Moses makes it easy and simple, at least on paper: choose life, don’t choose death. Choose life and the way of your Maker’s design and you will flourish. Choose death, and destruction will follow. Moses has a lifetime of experience walking with God. He actually had his own personal time in the desert. He grew up as a prince in Egypt. He had his own personal Truman Show. In many aspects, the world was his oyster. While Israelite slaves were toiling, he had power, wealth and influence, his own personal “Seahaven” in the middle of Egypt. Moses ended up committing murder and fleeing to the desert for 40 years. He started a new life there and eventually God called him to go and do the one thing he feared most, return to Egypt and not only that, but speak the truth to the most powerful man in “Seahaven.”

Moses tried to duck and dodge and make excuses for why he couldn’t go back. All of Moses’ excuses were streetlight excuses. Moses finally gave in and you know how the story goes. He spoke truth to the King of the Land, he saw 10 miraculous plagues strike down on Egypt, he saw the Red Sea part and he saw daily provision for an obstinate people for 40 years. Moses learned something from all of this-choose life. Choose the life God has called you to live. Come up with all of the excuses you want, all of the streetlight versions of truth that you can, but ultimately, if you choose life, God will show up and show off. God will surprise you with what happens when you step through that exit door.

With that rich legacy and experience, Moses is turning to his spiritual children, who now number in the millions. He is pleading with them to not make the same mistakes he made. Like a well-traveled and loving grandfather he is telling them to keep it simple and choose life. Though the world thinks you are crazy, though their concept of reality seems more plausible and tangible, you have to choose the counterintuitive life that God has set before you.

Evel Knievel passed away in 2007 at the age of 69. His death was accelerated after a lifetime of hard living. You probably know him as the stunt performer who jumped and crashed over some really large monuments. He also did a lot of drinking, was frequently violent and pursueddisastrous living. In his later years, Evel Knievel changed his ways and he began trying to tell his son, Robbie, to avoid the same mistakes he made. Those decisions lead to death. And some of you know, Robbie is a hard drinking stunt performer to this day. For some reason, we don’t listen to clear advice even when the truth is so obvious.

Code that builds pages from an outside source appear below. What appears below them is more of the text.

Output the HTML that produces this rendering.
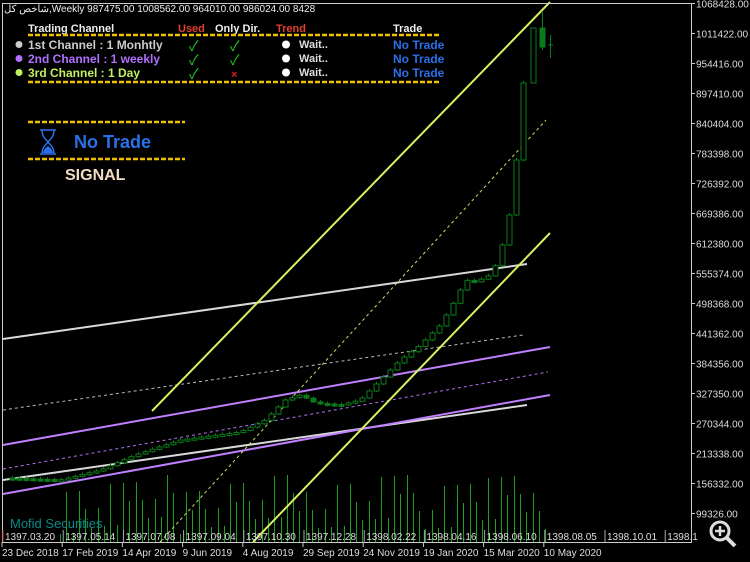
<!DOCTYPE html>
<html><head><meta charset="utf-8">
<style>
html,body{margin:0;padding:0;background:#000;width:750px;height:562px;overflow:hidden}
svg{display:block}
text{font-family:"Liberation Sans","Noto Sans CJK SC",sans-serif}
</style></head><body>
<svg id="s" width="750" height="562" xmlns="http://www.w3.org/2000/svg">
<rect width="750" height="562" fill="#000"/>
<g id="vol"></g>
<line x1="3" y1="339" x2="527" y2="264" stroke="#d8d8d8" stroke-width="2"/>
<line x1="3" y1="480" x2="527" y2="405" stroke="#d8d8d8" stroke-width="2"/>
<line x1="3" y1="410" x2="523" y2="335" stroke="#bbb" stroke-width="1" stroke-dasharray="3,3"/>
<line x1="3" y1="445" x2="550" y2="347" stroke="#c080ff" stroke-width="2"/>
<line x1="3" y1="494" x2="550" y2="395" stroke="#c080ff" stroke-width="2"/>
<line x1="3" y1="469" x2="548" y2="372" stroke="#b070f0" stroke-width="1" stroke-dasharray="3,3"/>
<line x1="152" y1="411" x2="550" y2="2" stroke="#d8f060" stroke-width="2"/>
<line x1="253" y1="542" x2="550" y2="233" stroke="#d8f060" stroke-width="2"/>
<line x1="160" y1="542" x2="546" y2="120" stroke="#c8e060" stroke-width="1" stroke-dasharray="3,3"/>
<g id="cdl"></g>
<rect x="2.5" y="3.5" width="689" height="539" fill="none" stroke="#ccc" stroke-width="1"/>
<g font-size="10" fill="#ddd" id="py"></g>
<g font-size="10" fill="#ddd" id="tx"></g>
<text x="4" y="12" font-size="10" fill="#eee">شاخص کل,Weekly  987475.00 1008562.00 964010.00 986024.00  8428</text>
<text x="10" y="528" font-size="13" fill="#0a8a8a" font-family="Liberation Serif,serif">Mofid Securities</text>
<g font-size="11" font-weight="bold">
<text x="28" y="32" fill="#eee">Trading Channel</text>
<text x="178" y="32" fill="#e04030">Used</text>
<text x="215" y="32" fill="#eee">Only Dir.</text>
<text x="276" y="32" fill="#e04030">Trend</text>
<text x="393" y="32" fill="#eee">Trade</text>
<line x1="28" y1="35" x2="440" y2="35" stroke="#f0c000" stroke-width="2.5" stroke-dasharray="5,2"/>
<line x1="28" y1="82" x2="440" y2="82" stroke="#f0c000" stroke-width="2.5" stroke-dasharray="5,2"/>
<circle cx="19" cy="44.5" r="3.5" fill="#ccc"/>
<circle cx="19" cy="58.5" r="3.5" fill="#b070ff"/>
<circle cx="19" cy="72.5" r="3.5" fill="#c0f060"/>
<text x="28" y="49" fill="#ccc" font-size="12">1st Channel   : 1 Monhtly</text>
<text x="28" y="63" fill="#b070ff" font-size="12">2nd Channel : 1 weekly</text>
<text x="28" y="77" fill="#c0f060" font-size="12">3rd Channel  : 1 Day</text>
<g fill="#20d020" font-size="14" font-weight="normal">
<text x="189" y="51">✓</text><text x="189" y="65">✓</text><text x="189" y="79">✓</text>
<text x="230" y="51">✓</text><text x="230" y="65">✓</text>
</g>
<text x="231" y="78" fill="#e02020" font-size="11">×</text>
<circle cx="286" cy="44.5" r="4" fill="#fff"/><circle cx="286" cy="58.5" r="4" fill="#fff"/><circle cx="286" cy="72.5" r="4" fill="#fff"/>
<text x="299" y="48" fill="#ddd" font-size="11">Wait..</text>
<text x="299" y="62" fill="#ddd" font-size="11">Wait..</text>
<text x="299" y="76" fill="#ddd" font-size="11">Wait..</text>
<g fill="#2a70e8" font-size="12"><text x="393" y="49">No Trade</text><text x="393" y="63">No Trade</text><text x="393" y="77">No Trade</text></g>
<line x1="28" y1="122" x2="185" y2="122" stroke="#f0c000" stroke-width="2.5" stroke-dasharray="5,2"/>
<line x1="28" y1="159" x2="185" y2="159" stroke="#f0c000" stroke-width="2.5" stroke-dasharray="5,2"/>
<text x="74" y="148" fill="#2a70e8" font-size="18">No Trade</text>
<text x="65" y="180" fill="#f0dcc0" font-size="16">SIGNAL</text>
</g>
<g stroke="#2a70e8" stroke-width="1.5" fill="none">
<line x1="40" y1="130" x2="56" y2="130"/><line x1="40" y1="154" x2="56" y2="154"/>
<path d="M42 130 C42 138 47 140 48 142 C47 144 42 146 42 154 M54 130 C54 138 49 140 48 142 C49 144 54 146 54 154"/>
</g>
<path d="M43 153 C44 148 47 147 48 146 C49 147 52 148 53 153Z" fill="#2a70e8"/>
<g stroke="#ddd" fill="none"><circle cx="720" cy="531" r="9" stroke-width="3"/><line x1="727" y1="538" x2="735" y2="546" stroke-width="4"/><line x1="720" y1="526" x2="720" y2="536" stroke-width="2.5"/><line x1="715" y1="531" x2="725" y2="531" stroke-width="2.5"/></g>
</svg>
<script>
var NS="http://www.w3.org/2000/svg";
function el(p,t,a,txt){var e=document.createElementNS(NS,t);for(var k in a)e.setAttribute(k,a[k]);if(txt)e.textContent=txt;document.getElementById(p).appendChild(e);return e;}
var prices=["1068428.00","1011422.00","954416.00","897410.00","840404.00","783398.00","726392.00","669386.00","612380.00","555374.00","498368.00","441362.00","384356.00","327350.00","270344.00","213338.00","156332.00","99326.00"];
prices.forEach(function(p,i){var y=3.5+i*30;el("py","line",{x1:691,y1:y,x2:695,y2:y,stroke:"#ccc"});el("py","text",{x:696,y:y+4},p);});
var pd=["1397.03.20","1397.05.14","1397.07.08","1397.09.04","1397.10.30","1397.12.28","1398.02.22","1398.04.16","1398.06.10","1398.08.05","1398.10.01","1398.1"];
pd.forEach(function(d,i){var x=3+i*60.2;el("tx","line",{x1:x,y1:530,x2:x,y2:542,stroke:i==0?"#c33":"#aab"});el("tx","text",{x:x+2,y:540},d);});
var gd=["23 Dec 2018","17 Feb 2019","14 Apr 2019","9 Jun 2019","4 Aug 2019","29 Sep 2019","24 Nov 2019","19 Jan 2020","15 Mar 2020","10 May 2020"];
gd.forEach(function(d,i){var x=2+i*60.2;el("tx","line",{x1:x,y1:542,x2:x,y2:547,stroke:"#ccc"});el("tx","text",{x:x,y:556},d);});
var kp=[[5,478],[60,480],[100,470],[135,455],[180,440],[240,432],[265,420],[285,400],[300,395],[315,403],[340,405],[360,400],[380,380],[400,360],[420,345],[440,325],[455,300],[465,280],[475,282],[490,275],[497,262],[502,245],[509,215],[516,160],[523,83]];
function f(x){for(var i=1;i<kp.length;i++){if(x<=kp[i][0]){var a=kp[i-1],b=kp[i];return a[1]+(b[1]-a[1])*(x-a[0])/(b[0]-a[0]);}}return 83;}
var G="#0a7a1a";
var prev=f(5);
for(var x=12;x<=523;x+=7){var c=f(x);var yy=Math.min(prev,c),h=Math.max(2,Math.abs(prev-c));
el("cdl","line",{x1:x+0.5,y1:yy-2,x2:x+0.5,y2:yy+h+1,stroke:G});
el("cdl","rect",{x:x-2,y:yy,width:5,height:h,fill:(c>prev?G:"#000"),stroke:G});prev=c;}
el("cdl","rect",{x:531,y:28,width:5,height:55,fill:"#000",stroke:G});
el("cdl","line",{x1:542.5,y1:12,x2:542.5,y2:50,stroke:G});
el("cdl","rect",{x:540,y:28,width:5,height:19,fill:G,stroke:G});
el("cdl","line",{x1:550.5,y1:35,x2:550.5,y2:58,stroke:G});
el("cdl","line",{x1:548,y1:45,x2:553,y2:45,stroke:G});
for(var x=60;x<=548;x+=6.3){var vh=8+((Math.round(x)*37)%60);el("vol","line",{x1:Math.round(x)+0.5,y1:542,x2:Math.round(x)+0.5,y2:542-vh,stroke:"#20a020"});}
</script>
</body></html>
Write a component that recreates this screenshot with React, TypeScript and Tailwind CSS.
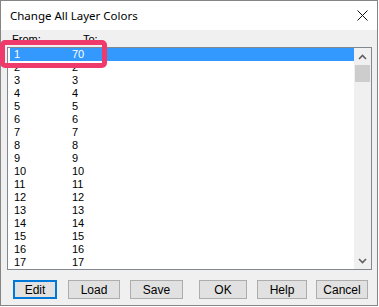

Moses is telling the Israelites to choose life. Choose the life God has to offer, because his life really mirrors their collective life. Over a millennium later, a carpenter would say something very similar but with a divine twist. Jesus is in the last day of his life; the cross is awaiting him the very next day. And he turns to his disciples and says this:

John 14:1-6

Jesus lets them know that he will soon be heading for the exit door. He is not long for this world and then he gives them the comfort of all comfort: Jesus tells them that one day they too will breathe their last breath on this planet and that he has a plan for them in that moment. He says, “I am going to prepare a place for you, a place beyond the confines of this world. One that is much bigger and more beautiful than this.” And then instead of saying, choose life, He says, “I am life, so choose me.”

Jesus knows that these men will have their reality shaken time and again over the next several years. Some of them will die for their faith, in fact most of them will. They will be abused and castigated by society. Everyone else will be hovering around the streetlights of this world but Jesus is saying, the truth is right here in front of you. I am the way, the truth and the life. Choose me.

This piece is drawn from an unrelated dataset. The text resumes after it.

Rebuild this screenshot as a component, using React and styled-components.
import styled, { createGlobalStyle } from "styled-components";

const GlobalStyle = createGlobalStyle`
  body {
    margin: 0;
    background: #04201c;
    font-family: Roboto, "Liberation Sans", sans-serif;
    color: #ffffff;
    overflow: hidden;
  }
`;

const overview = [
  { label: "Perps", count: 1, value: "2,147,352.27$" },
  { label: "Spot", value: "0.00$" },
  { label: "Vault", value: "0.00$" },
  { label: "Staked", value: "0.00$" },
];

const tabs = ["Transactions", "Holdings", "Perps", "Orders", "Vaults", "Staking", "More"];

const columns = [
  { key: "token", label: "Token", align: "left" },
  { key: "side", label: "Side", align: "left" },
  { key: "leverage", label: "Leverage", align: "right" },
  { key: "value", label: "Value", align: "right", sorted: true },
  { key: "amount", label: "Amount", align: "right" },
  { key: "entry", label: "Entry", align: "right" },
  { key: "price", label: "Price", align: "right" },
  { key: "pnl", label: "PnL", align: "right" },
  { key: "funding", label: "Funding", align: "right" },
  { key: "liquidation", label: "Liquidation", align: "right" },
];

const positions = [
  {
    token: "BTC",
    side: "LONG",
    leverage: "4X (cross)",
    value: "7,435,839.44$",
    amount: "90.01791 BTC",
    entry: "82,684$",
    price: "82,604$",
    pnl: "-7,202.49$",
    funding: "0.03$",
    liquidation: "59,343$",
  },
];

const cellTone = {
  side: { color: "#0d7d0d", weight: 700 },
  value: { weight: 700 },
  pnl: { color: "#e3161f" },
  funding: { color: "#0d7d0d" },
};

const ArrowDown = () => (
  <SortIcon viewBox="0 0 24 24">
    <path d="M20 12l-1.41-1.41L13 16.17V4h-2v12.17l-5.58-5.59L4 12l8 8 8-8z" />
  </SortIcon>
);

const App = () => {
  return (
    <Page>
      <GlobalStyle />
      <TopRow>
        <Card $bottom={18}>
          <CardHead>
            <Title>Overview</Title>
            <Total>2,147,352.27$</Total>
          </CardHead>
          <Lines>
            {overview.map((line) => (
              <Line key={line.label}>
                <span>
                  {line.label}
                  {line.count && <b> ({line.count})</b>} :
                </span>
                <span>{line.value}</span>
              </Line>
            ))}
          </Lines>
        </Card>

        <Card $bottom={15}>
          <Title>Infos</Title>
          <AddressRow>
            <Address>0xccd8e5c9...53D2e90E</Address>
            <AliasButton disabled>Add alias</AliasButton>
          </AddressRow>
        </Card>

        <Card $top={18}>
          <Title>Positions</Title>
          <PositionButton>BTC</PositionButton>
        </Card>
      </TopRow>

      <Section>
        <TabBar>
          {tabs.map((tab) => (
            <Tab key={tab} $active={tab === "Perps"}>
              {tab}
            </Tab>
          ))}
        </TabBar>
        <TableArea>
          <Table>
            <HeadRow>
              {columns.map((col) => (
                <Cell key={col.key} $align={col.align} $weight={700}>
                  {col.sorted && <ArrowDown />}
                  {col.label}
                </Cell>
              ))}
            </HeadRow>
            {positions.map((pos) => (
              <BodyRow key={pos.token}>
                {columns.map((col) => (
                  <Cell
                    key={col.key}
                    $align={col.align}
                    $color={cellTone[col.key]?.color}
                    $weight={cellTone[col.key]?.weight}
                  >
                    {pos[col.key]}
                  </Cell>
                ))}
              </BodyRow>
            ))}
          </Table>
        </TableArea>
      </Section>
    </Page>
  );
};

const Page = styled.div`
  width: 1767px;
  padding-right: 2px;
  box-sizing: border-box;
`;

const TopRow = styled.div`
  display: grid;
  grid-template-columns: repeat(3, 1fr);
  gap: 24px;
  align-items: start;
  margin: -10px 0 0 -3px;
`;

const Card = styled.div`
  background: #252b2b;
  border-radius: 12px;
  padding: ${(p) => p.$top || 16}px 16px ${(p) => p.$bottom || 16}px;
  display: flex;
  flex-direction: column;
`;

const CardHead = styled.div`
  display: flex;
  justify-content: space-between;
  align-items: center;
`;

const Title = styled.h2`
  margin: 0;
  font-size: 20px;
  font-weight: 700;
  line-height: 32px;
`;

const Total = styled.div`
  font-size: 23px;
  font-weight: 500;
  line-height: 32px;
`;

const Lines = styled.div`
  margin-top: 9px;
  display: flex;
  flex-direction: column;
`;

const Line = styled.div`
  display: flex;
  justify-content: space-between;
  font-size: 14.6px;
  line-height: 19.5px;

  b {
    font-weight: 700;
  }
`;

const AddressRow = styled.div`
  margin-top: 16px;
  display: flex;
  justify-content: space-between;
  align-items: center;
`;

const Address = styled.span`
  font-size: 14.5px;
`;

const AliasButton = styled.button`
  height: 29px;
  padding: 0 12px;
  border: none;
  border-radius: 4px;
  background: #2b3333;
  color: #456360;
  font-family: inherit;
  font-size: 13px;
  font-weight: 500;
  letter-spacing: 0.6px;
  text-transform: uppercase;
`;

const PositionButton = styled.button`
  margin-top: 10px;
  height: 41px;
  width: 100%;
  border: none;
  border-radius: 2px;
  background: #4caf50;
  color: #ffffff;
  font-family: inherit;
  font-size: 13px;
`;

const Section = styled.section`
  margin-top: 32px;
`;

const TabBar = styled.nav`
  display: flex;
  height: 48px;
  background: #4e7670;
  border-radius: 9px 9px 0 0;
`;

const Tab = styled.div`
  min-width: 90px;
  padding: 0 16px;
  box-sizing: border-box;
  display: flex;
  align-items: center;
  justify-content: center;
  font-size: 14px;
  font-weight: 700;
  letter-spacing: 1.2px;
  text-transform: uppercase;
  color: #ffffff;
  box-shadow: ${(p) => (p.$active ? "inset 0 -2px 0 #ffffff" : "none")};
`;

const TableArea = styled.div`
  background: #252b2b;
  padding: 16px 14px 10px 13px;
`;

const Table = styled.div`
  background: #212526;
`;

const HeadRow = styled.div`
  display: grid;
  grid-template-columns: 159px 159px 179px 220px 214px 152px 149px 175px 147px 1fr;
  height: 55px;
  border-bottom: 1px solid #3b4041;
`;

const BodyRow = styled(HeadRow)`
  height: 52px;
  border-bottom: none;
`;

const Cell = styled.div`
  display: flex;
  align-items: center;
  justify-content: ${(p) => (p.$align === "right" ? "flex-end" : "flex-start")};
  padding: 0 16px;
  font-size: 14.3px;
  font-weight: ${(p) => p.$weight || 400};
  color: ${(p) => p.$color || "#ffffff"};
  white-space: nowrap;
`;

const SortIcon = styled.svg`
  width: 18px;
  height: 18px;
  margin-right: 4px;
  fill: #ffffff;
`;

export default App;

That is the invitation for you today, to choose life, to choose Jesus daily. Many times the Christian life is distilled down into a prayer of salvation, which isn’t really even Biblical. You are invited to choose life every single day, to choose Jesus every single day, because “Seahaven” will always beckon. Our “Seahaven” is Silicon Valley and the riches, beauty and meaning it can supposedly offer. Everyday, you must live with an eye towards the exit door, knowing full well that God has placed you here for a purpose. A purpose to make a difference, but also knowing that this world is not your home and that it gets much better than “Seahaven.” But you need to choose life, the Jesus life.

In order to do that, we encourage you to do three things well: Life in God, Life with others and Life for others. Daily choose to follow him. Daily choose to turn your eyes upon Jesus. In this last week, we are focusing upon Life for Others. Here is the thing about Life for others; you can’t offer what you don’t have. Life for Others, which is serving and sharing in the name of Jesus, is ultimately pointless if it is not rooted in the life you have in Jesus. Doing good things for people is nice. But we don’t want to just be nice. We want to offer life.

Next week, we will have Serve Sunday. We will meet together at 9:00 am in the Sanctuary and then we will go out to serve. We do this because we think life thrives when we serve. We think people will get a small glimpse of the world to come whenever we serve and promote life. Jesus said as much, in the prayer he gave for the disciples. The very first “ask” in the Lord’s Prayer is what? Thy Kingdom come. Let it make it on earth, as it is Heaven. When we go out next week, we are hopefully showing people a glimpse of a world they do not quite understand, a world beyond this one. Bringing a little bit of Heaven down to earth. We are showing them there is a bigger story and a brighter world if they have the eyes to see. We are going to shine the light of our faith into dark places to help, so that people might stop loitering under every streetlight the world has to offer.

Towards the end of The Truman Show, we see the real nefarious intentions of the show’s executive producer and director named Cristof. He is almost analogous to the great deceiver. This man cares about The Truman Show, because it is the world that he presides over. He is the prince of that world. Towards the end of the movie, he is defending his desire to keep Truman from leaving his little world. And he says, “I’ve given Truman a chance to live a normal life. Seahaven is the way the world should be.” Today the invitation is simple. A normal life is on the table. It’s yours if you want it. But there is more, Jesus offers you a road less traveled. He offers you eternal life but he also offers abundant life, an adventure. Listening to and following the Spirit of God that is within you means saying no to a lot of things your neighbors might say yes to. It means denying yourself and living with others and for others when the world thinks that is insane. It means following the light of faith when the streetlights of money, success and education are available. It means choosing abundant life. Choose life today. Choose Jesus today.